1. Every open subset of a Baire space, is a Baire space. So if we prove that a non-empty open set $U_0 \subseteq X$ is not Baire, then we are actually proving that $X$ is not a Baire space.
2. What Oxtoby is trying to do is to provide a specific play of the game in which player I plays by $\sigma$ and such that player I winning ($\sigma$ is a winning strategy by assumption, so player I wins no matter what) implies that $U_0$ is not Baire. So the tree $S\subseteq \sigma$ he's building is a proper subset of all possible plays. So, no, $\bigcup \mathcal{U}_p$ being dense in $U_n$ means that the union of all responses $U_{n+1}$ *contained in $S$ * is dense in $U_n$, and those responses are a proper subset of all possible responses $U_{n+1}$ of player I.

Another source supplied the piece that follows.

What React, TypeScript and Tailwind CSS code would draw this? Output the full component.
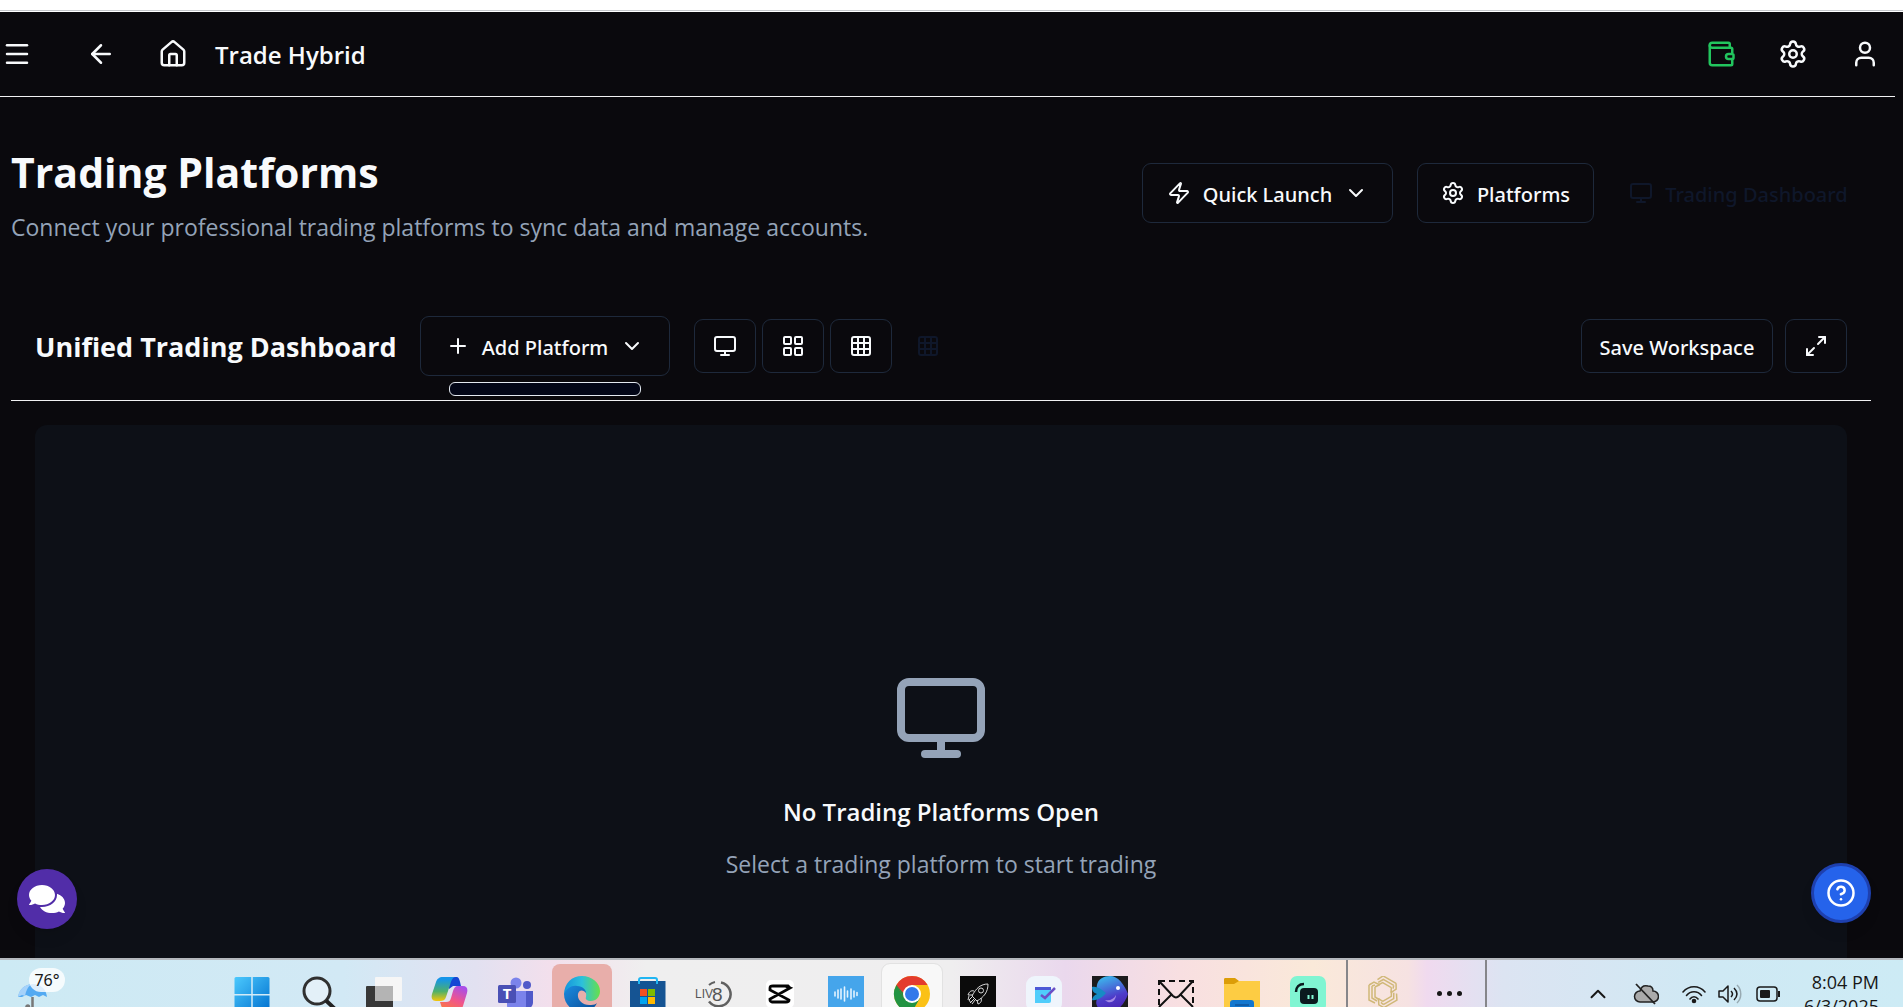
import type { ReactNode } from 'react';
import {
  ArrowLeft,
  ChevronDown,
  ChevronUp,
  CircleHelp,
  Grid3x3,
  House,
  LayoutGrid,
  Maximize2,
  Menu,
  Monitor,
  Plus,
  Settings,
  User,
  Wallet,
  Zap,
} from 'lucide-react';
import { FaComments } from 'react-icons/fa';

const outline =
  'flex items-center justify-center rounded-[9px] border border-[#1e293b] text-[#f8fafc] font-medium text-[20px] leading-7 whitespace-nowrap';

function Header() {
  return (
    <header className="mr-2 flex h-[85px] shrink-0 items-center justify-between border-b border-[#f1f1f3] pr-[15px] pl-[2px] text-[#f8fafc]">
      <div className="flex items-center">
        <button aria-label="Menu" className="mr-[54px]"><Menu size={30} /></button>
        <button aria-label="Back" className="mr-[42px]"><ArrowLeft size={30} /></button>
        <a href="#home" aria-label="Home" className="mr-[27px]"><House size={30} /></a>
        <span className="pt-[2px] font-['Open_Sans'] text-2xl leading-9 font-semibold">Trade Hybrid</span>
      </div>
      <div className="flex items-center gap-[42px]">
        <button aria-label="Wallet" className="text-[#22c55e]"><Wallet size={30} /></button>
        <button aria-label="Settings"><Settings size={30} /></button>
        <button aria-label="Account"><User size={30} /></button>
      </div>
    </header>
  );
}

function PageIntro() {
  return (
    <div className="flex items-start justify-between pt-[48px]">
      <div>
        <h1 className="font-['Open_Sans'] text-[41px] leading-[54px] font-bold text-[#f8fafc]">Trading Platforms</h1>
        <p className="mt-[10px] font-['Open_Sans'] text-[23px] leading-9 text-[#94a3b8]">
          Connect your professional trading platforms to sync data and manage accounts.
        </p>
      </div>
      <div className="mt-[18px] flex gap-6">
        <button className={outline + ' h-[60px] w-[251px]'}>
          <Zap size={24} className="mr-3" /><span className="pt-[3px]">Quick Launch</span><ChevronDown size={24} className="ml-3" />
        </button>
        <button className={outline + ' h-[60px] w-[177px]'}>
          <Settings size={24} className="mr-3" /><span className="pt-[3px]">Platforms</span>
        </button>
        <button className="mr-3 flex h-[60px] w-[241px] items-center justify-center text-[20px] leading-7 font-medium whitespace-nowrap text-[#0f172a]">
          <Monitor size={24} className="mr-3" /><span className="pt-[3px]">Trading Dashboard</span>
        </button>
      </div>
    </div>
  );
}

function Toolbar() {
  const square = ' h-[54px] w-[62px]';
  return (
    <div className="mt-[47px] flex h-[109px] items-center justify-between border-b border-[#f1f1f3] px-6">
      <div className="flex items-center">
        <h2 className="mr-6 w-[361px] pt-[2px] font-['Open_Sans'] text-[27px] leading-9 font-bold whitespace-nowrap text-[#f8fafc]">Unified Trading Dashboard</h2>
        <div className="relative mr-6">
          <button className={outline + ' h-[60px] w-[250px]'}>
            <Plus size={24} className="mr-3" /><span className="pt-[3px]">Add Platform</span><ChevronDown size={24} className="ml-3" />
          </button>
          <div className="absolute top-[66px] left-[29px] h-[14px] w-[192px] rounded-md border border-[#e2e8f0] bg-[#020617]" />
        </div>
        <div className="flex gap-[6px]">
          <button aria-label="Single view" className={outline + square}><Monitor size={24} /></button>
          <button aria-label="Four panes" className={outline + square}><LayoutGrid size={24} /></button>
          <button aria-label="Nine panes" className={outline + square}><Grid3x3 size={24} /></button>
          <button aria-label="Custom grid" className="flex h-[54px] w-[60px] items-center justify-center text-[#0f172a]"><Grid3x3 size={24} /></button>
        </div>
      </div>
      <div className="flex gap-3">
        <button className={outline + ' h-[54px] w-[192px]'}><span className="pt-[3px]">Save Workspace</span></button>
        <button aria-label="Expand" className={outline + square}><Maximize2 size={24} /></button>
      </div>
    </div>
  );
}

function Slot({ label, children, tile = '' }: { label: string; children: ReactNode; tile?: string }) {
  return (
    <button aria-label={label} className="flex h-[60px] w-[66px] shrink-0 justify-center">
      <span className={'flex h-[60px] w-[60px] justify-center rounded-lg pt-3 ' + tile}>
        <svg viewBox="0 0 36 36" className="h-9 w-9 overflow-visible">{children}</svg>
      </span>
    </button>
  );
}

function Apps() {
  return (
    <div className="flex">
      <Slot label="Start">
        <defs>
          <linearGradient id="win" x1="0" y1="0" x2="1" y2="1"><stop stopColor="#4cc9fd" /><stop offset="1" stopColor="#0070cf" /></linearGradient>
        </defs>
        <rect x="0.5" y="1" width="35" height="35" rx="1.5" fill="url(#win)" />
        <path d="M18 1v35M0 18.700h36" stroke="#d4ebf7" strokeWidth="1.500" />
      </Slot>
      <Slot label="Search">
        <circle cx="17" cy="15" r="13" fill="#e3f0f8" stroke="#303030" strokeWidth="3" />
        <path d="M26 24.500 36 34" stroke="#222" strokeWidth="4" />
      </Slot>
      <Slot label="Task view">
        <rect x="0" y="10" width="27" height="26" rx="1" fill="#383838" />
        <rect x="9" y="1" width="27" height="24" rx="1" fill="#f6f6f6" />
        <path d="M9 10h18v15H9z" fill="#b4b4b4" />
      </Slot>
      <Slot label="Copilot">
        <defs>
          <linearGradient id="cpA" x1="0" y1="0" x2="0" y2="1"><stop offset="0.100" stopColor="#1595e8" /><stop offset="0.600" stopColor="#4eb06a" /><stop offset="1" stopColor="#f5c60a" /></linearGradient>
          <linearGradient id="cpB" x1="0.700" y1="0" x2="0.200" y2="1"><stop stopColor="#a94ee8" /><stop offset="0.500" stopColor="#f0558c" /><stop offset="1" stopColor="#fb7a3c" /></linearGradient>
        </defs>
        <path d="M17 1h8c2 0 3 4 4 9h-8l-4 3z" fill="#1546d4" />
        <path d="M11 1h12c-3 1-4 4-5 8l-4 12c-1 3-3 4-6 4H4c-4 0-5-3-4-7L4 6c1-3 3-5 7-5z" fill="url(#cpA)" />
        <path d="M26 10h5c4 0 5 3 4 7l-4 13c-1 3-3 5-7 5H11l-3-9h6c3 0 4-1 5-4l2-7c1-3 2-5 5-5z" fill="url(#cpB)" />
      </Slot>
      <Slot label="Teams">
        <circle cx="18" cy="7" r="5.500" fill="#7b83eb" />
        <circle cx="29" cy="9" r="4" fill="#5059c9" />
        <path d="M24 15h11v12a7 7 0 0 1-9 6z" fill="#5059c9" />
        <path d="M9 15h19v14a9 9 0 0 1-19 0z" fill="#7b83eb" />
        <rect x="0" y="9" width="18" height="18" rx="1.500" fill="#4a50b5" />
        <text x="9" y="23" textAnchor="middle" fontSize="15" fontWeight="700" fill="#fff">T</text>
      </Slot>
      <Slot label="Edge" tile="bg-[#e8aeaa]">
        <defs>
          <linearGradient id="edA" x1="0" y1="0.500" x2="1" y2="0.500"><stop stopColor="#1594dc" /><stop offset="0.500" stopColor="#2cc0dc" /><stop offset="1" stopColor="#67e04a" /></linearGradient>
          <linearGradient id="edB" x1="0" y1="0" x2="1" y2="1"><stop stopColor="#1a8be0" /><stop offset="1" stopColor="#0a4a94" /></linearGradient>
        </defs>
        <path d="M0 19C0 7 8 0 18 0s18 7 18 15c0 6-4 10-9 10-4 0-6-2-5-4 1-4-1-7-5-8-7-1-12 1-17 6z" fill="url(#edA)" />
        <path d="M0 18c3-6 8-9 13-8 6 0 9 4 9 7-2-3-7-4-8 1-1 6 5 12 13 11 3 0 5-1 6-2-3 6-8 9-15 9C8 36 0 28 0 18z" fill="url(#edB)" />
      </Slot>
      <Slot label="Store">
        <path d="M0 5h35.500v31H0z" fill="#155493" />
        <path d="M9 8V4a2 2 0 0 1 2-2h14a2 2 0 0 1 2 2v4" fill="none" stroke="#20b6f2" strokeWidth="2" />
        <path d="M10 13h7v7h-7z" fill="#f25022" /><path d="M18 13h7v7h-7z" fill="#7fba00" />
        <path d="M10 21h7v7h-7z" fill="#00a4ef" /><path d="M18 21h7v7h-7z" fill="#ffb900" />
      </Slot>
      <Slot label="LIV8">
        <path d="M13 9A12 12 0 0 1 19 6" fill="none" stroke="#606060" strokeWidth="2" />
        <path d="M25 6.500a12 12 0 1 1-12 19" fill="none" stroke="#606060" strokeWidth="2.500" />
        <text x="-1" y="22" fontSize="12" fill="#555" className="font-['Liberation_Sans']">LIV</text>
        <text x="16" y="25" fontSize="19" fill="#555" className="font-['Liberation_Sans']">8</text>
      </Slot>
      <Slot label="CapCut">
        <rect x="4" y="4" width="28" height="28" rx="5" fill="#fff" />
        <path d="M8 12c0-2 1-2 3-2h12l5 2-20 11v1c0 1 1 2 2 2h14c2 0 3-1 3-2L8 14v-2M23 10h3l2 2" fill="none" stroke="#050505" strokeWidth="2.800" />
      </Slot>
      <Slot label="Audio editor">
        <path d="M0 0h36v36H0z" fill="#45a5eb" />
        <path d="M7 16v4M10 14v8M13 13v10M16.500 11v14M19.500 15v6M23 13v10M26 15v6M29 16.500v3" stroke="#e3f3ff" strokeWidth="1.600" strokeLinecap="round" />
      </Slot>
      <Slot label="Chrome" tile="bg-[#f8f8f8] outline outline-[#e2e2e2]">
        <circle cx="18" cy="18" r="18" fill="#fbc116" />
        <path d="M18 18 2.400 9A18 18 0 0 0 18 36l8-14z" fill="#229342" />
        <path d="M2.400 9a18 18 0 0 1 31.200 0H18l-8 13z" fill="#e33b2e" />
        <path d="M2.400 9 10 22l8 0-8-4z" fill="#229342" />
        <circle cx="18" cy="18" r="9" fill="#fff" /><circle cx="18" cy="18" r="7" fill="#3279ea" />
      </Slot>
      <Slot label="Rocket">
        <path d="M0 0h36v36H0z" fill="#0b0b0b" />
        <g fill="none" stroke="#d8d8d8" strokeWidth="1">
          <path d="M28 8c-7 0-12 4-16 12l5 5c7-4 11-9 11-17zM14 15c-3-1-5 1-6 4l5 0M21 22c1 3 0 5-3 6l-1-4" />
          <circle cx="21" cy="14.500" r="2.500" /><path d="m12 21-3 3 2 3M14 23l-4 4M15 24l-3 4M9 20l-1 4" />
        </g>
      </Slot>
      <Slot label="Tasks">
        <rect width="36" height="36" rx="9" fill="#eff5fc" />
        <path d="M9 11h16v14a2 2 0 0 1-2 2H9z" fill="#50cdfb" /><path d="M9 11h16v3H9z" fill="#4c59d6" />
        <path d="m15 19 4 3 10-10" fill="none" stroke="#6b50c6" strokeWidth="2.500" />
      </Slot>
      <Slot label="Fish">
        <defs><linearGradient id="fish" x1="0.300" y1="0" x2="0.600" y2="1"><stop stopColor="#3cb6ec" /><stop offset="0.600" stopColor="#4d3bc9" /><stop offset="1" stopColor="#4b21b0" /></linearGradient></defs>
        <path d="M0 0h36v36H0z" fill="#1c1c1e" />
        <path d="M5 9C6 3 12 0 18 0c8 0 14 8 18 18-3 9-9 17-18 18C8 36 2 30 5 23l4-6c-3-2-5-4-4-8z" fill="url(#fish)" />
        <path d="M0 11c5-1 9 2 14 6-4 5-10 8-14 7 1-4 3-5 5-6-3-1-5-3-5-7z" fill="#168bc4" />
        <path d="M13 24c5 1 9-1 11-5 0 6-6 10-11 5z" fill="#a48ae6" /><circle cx="26" cy="12" r="2" fill="#fff" />
      </Slot>
      <Slot label="Mail">
        <g fill="none" stroke="#111" strokeWidth="2"><path d="M1 5h34v28H1z" strokeDasharray="6 4" /><path d="m1 5 14 15c2 2 4 2 6 0L35 5M1 31l12-12M35 31 23 19" /></g>
      </Slot>
      <Slot label="Files">
        <path d="M0 3c0-1 1-1 2-1h9l4 3h20v31H0z" fill="#dc9d08" /><path d="M0 8h10l5-3h21v31H0z" fill="#fdcc43" />
        <rect x="6" y="24" width="24" height="12" rx="3" fill="#1277cf" /><path d="M11 29h14" stroke="#0f559c" strokeWidth="1.500" />
      </Slot>
      <Slot label="Streamlabs">
        <rect width="36" height="36" rx="7" fill="#80f5d2" /><rect x="10" y="12" width="18" height="16" rx="4" fill="#0a1a1e" />
        <path d="M6 16c0-5 3-8 8-8" fill="none" stroke="#0a1a1e" strokeWidth="2.500" /><path d="M18.500 19v4M22.500 19v4" stroke="#80f5d2" strokeWidth="2" />
      </Slot>
    </div>
  );
}

function HexBlade({ turn }: { turn: number }) {
  return <path transform={`rotate(${turn} 15 16)`} d="M1 9v15l6 3M1 9l5-3 6 3M4 10v12l5 3M4 10l3-1M7 11v10l4 2.500M7 11l4-2" />;
}

function Taskbar() {
  return (
    <footer className="flex h-[49px] shrink-0 items-start overflow-hidden border-t-2 border-[#b4b8bd] bg-[linear-gradient(90deg,#cdeaf4_0%,#d2e9f5_18%,#e2e1f1_25%,#f3dfec_29%,#efefef_34%,#efeeef_50%,#ead8ed_56%,#f8dfe1_62%,#fae9d9_69%,#f6e2e2_74%,#f0daef_75%,#dce4f2_79%,#cfe9f4_90%,#cdebf5_100%)] text-neutral-900">
      <button aria-label="Weather" className="relative h-12 w-[219px] shrink-0">
        <svg viewBox="0 0 36 36" className="absolute top-[18px] left-4 h-9 w-9">
          <path d="M2 19C4 10 9 7 16 6c9 0 14 5 15 13l-4-2-4 2-4-2-4 2-5-2-4 2z" fill="#53aaf2" />
          <path d="M2 19c1-8 6-12 14-13-5 3-6 8-7 12l-3-1z" fill="#a5d2fa" />
          <path d="M16.500 19v17M10 29c1-2 3-2 3 0v6" fill="none" stroke="#777" strokeWidth="2.500" />
        </svg>
        <span className="absolute top-2 left-[29px] flex h-6 w-9 items-center justify-center rounded-full bg-white/80 text-base">76°</span>
      </button>
      <div className="flex pt-1"><Apps /></div>
      <div className="ml-[5px] flex h-[60px] w-[141px] shrink-0 items-start justify-between border-x-2 border-[#86868a] pt-4 pr-[23px] pl-[20px]">
        <svg viewBox="0 0 30 32" className="h-8 w-[30px]" fill="none" stroke="#d0b878" strokeWidth="1.500">
          <HexBlade turn={0} />
          <HexBlade turn={120} />
          <HexBlade turn={240} />
        </svg>
        <span className="mt-[15px] flex gap-[5px]">
          <i className="h-[5px] w-[5px] rounded-full bg-neutral-900" /><i className="h-[5px] w-[5px] rounded-full bg-neutral-900" /><i className="h-[5px] w-[5px] rounded-full bg-neutral-900" />
        </span>
      </div>
      <div className="ml-auto flex items-start pr-6">
        <button aria-label="Hidden icons" className="mt-[21px] mr-[22px]"><ChevronUp size={26} strokeWidth={1.8} /></button>
        <svg viewBox="0 0 26 24" className="mt-[22px] mr-[22px] h-6 w-[26px]">
          <path d="M7 20a5.500 5.500 0 0 1 0-11c1-4 4-6 8-5 3 0 5 2 5 5a5.500 5.500 0 0 1 0 11z" fill="#aaa" stroke="#222" strokeWidth="1.500" /><path d="m3 2 19 20" stroke="#222" strokeWidth="1.800" />
        </svg>
        <svg viewBox="0 0 26 24" className="mt-[22px] mr-[10px] h-6 w-[26px]" fill="none" stroke="#1a1a1a" strokeWidth="1.600" strokeLinecap="round">
          <path d="M2 10c6-7 16-7 22 0M5.500 13.500c4-5 11-5 15 0M9 17c2-3 6-3 8 0" /><circle cx="13" cy="19" r="1.500" fill="#1a1a1a" />
        </svg>
        <svg viewBox="0 0 26 24" className="mt-[22px] mr-3 h-6 w-[26px]" fill="none" stroke="#1a1a1a" strokeWidth="1.500" strokeLinejoin="round">
          <path d="M2 9v6h4l5 5V4L6 9zM14 9c2 2 2 4 0 6M17 6c4 4 4 8 0 12" /><path d="M20 3c5 5 5 13 0 18" opacity="0.300" />
        </svg>
        <svg viewBox="0 0 26 24" className="mt-[22px] mr-[23px] h-6 w-[26px]">
          <rect x="2" y="5" width="20" height="14" rx="3" fill="none" stroke="#1a1a1a" strokeWidth="1.500" /><rect x="5" y="8" width="10" height="8" rx="1" fill="#1a1a1a" /><path d="M23 9h2v6h-2z" fill="#1a1a1a" />
        </svg>
        <div className="pt-[10px] text-right font-['Open_Sans'] text-lg leading-6 whitespace-nowrap"><div>8:04 PM</div><div>6/3/2025</div></div>
      </div>
    </footer>
  );
}

export default function App() {
  return (
    <div className="flex h-screen flex-col overflow-hidden bg-[#0a090d] font-['Noto_Sans','Open_Sans',sans-serif]">
      <div className="h-3 shrink-0 border-b border-white bg-white pt-[10px]"><div className="h-px bg-[#c4c6ca]" /></div>
      <Header />
      <main className="flex min-h-0 flex-1 flex-col pr-8 pl-[11px]">
        <PageIntro />
        <Toolbar />
        <section className="mx-6 mt-6 flex min-h-0 flex-1 flex-col items-center justify-start rounded-t-xl bg-[#0d1017] pt-[245px]">
          <Monitor size={96} className="shrink-0 text-[#94a3b8]" />
          <h3 className="mt-[28px] font-['Open_Sans'] text-2xl leading-9 font-semibold text-[#f8fafc]">No Trading Platforms Open</h3>
          <p className="mt-4 font-['Open_Sans'] text-[23px] leading-9 text-[#94a3b8]">Select a trading platform to start trading</p>
        </section>
      </main>
      <Taskbar />
      <button aria-label="Chat" className="fixed bottom-[78px] left-[17px] flex h-[60px] w-[60px] items-center justify-center rounded-full bg-[#512da8] text-white shadow-lg"><FaComments size={36} /></button>
      <button aria-label="Help" className="fixed right-8 bottom-[84px] flex h-[60px] w-[60px] items-center justify-center rounded-full border-3 border-[#1e40af] bg-[#2563eb] text-white shadow-lg"><CircleHelp size={30} /></button>
    </div>
  );
}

3. No. $W_n$ is the union of all player 1 responses $U_n$ in the n-th stage of the plays. You can see it as $$W_n = \bigcup[\bigcup_{p = (U_0,V_0,\dots,U_{n-1}) \in S} \mathcal{U}_p]$$ It is easy to show that therefore $W_n$ is dense in $W_{n-1}$, and by a simple induction, proving that therefore $W_n$ is dense in $U_0 = W_0$ for all n.
4. The sequence is unique since not only $\mathcal{U}_p$ is a disjoint collection of open sets, but, again we can show this by a simple induction, that $$\bigcup_{p = (U_0,V_0,\dots,U_{n-1}) \in S} \mathcal{U}_p$$ is still a disjoint collection of open sets in $U_0$. Intuitively player 1's response in the subsequent stages of the games contained in $S$, are smaller and smaller disjoint open "refinements" of $U_0$. Keeping this in mind, it is easy to see that for all $n$, $\exists! s_n = (U_0,V_0,\dots,U_n) \in S$ such that $x \in U_n$ and that $s_{n} \subseteq s_{n+1}$ for all $n$ (hence we are defining a unique sequence by Dependent Choice).
5. Here we are simply constructing the subtree $S\subseteq \sigma$ we are working in from the start. What do we need? A subtree $S \subseteq \sigma$ such that $\mathcal{U}_p$ with $p = (U_0,\dots,U_n)$ is a disjoint collection of open sets such that $\bigcup \mathcal{U}_p$ is dense in $U_n$ for all $p \in S$. This kind of tree exists by Zorn's Lemma. See this, in this page the author explicitate this passage by a lemma. I find it quite clearer.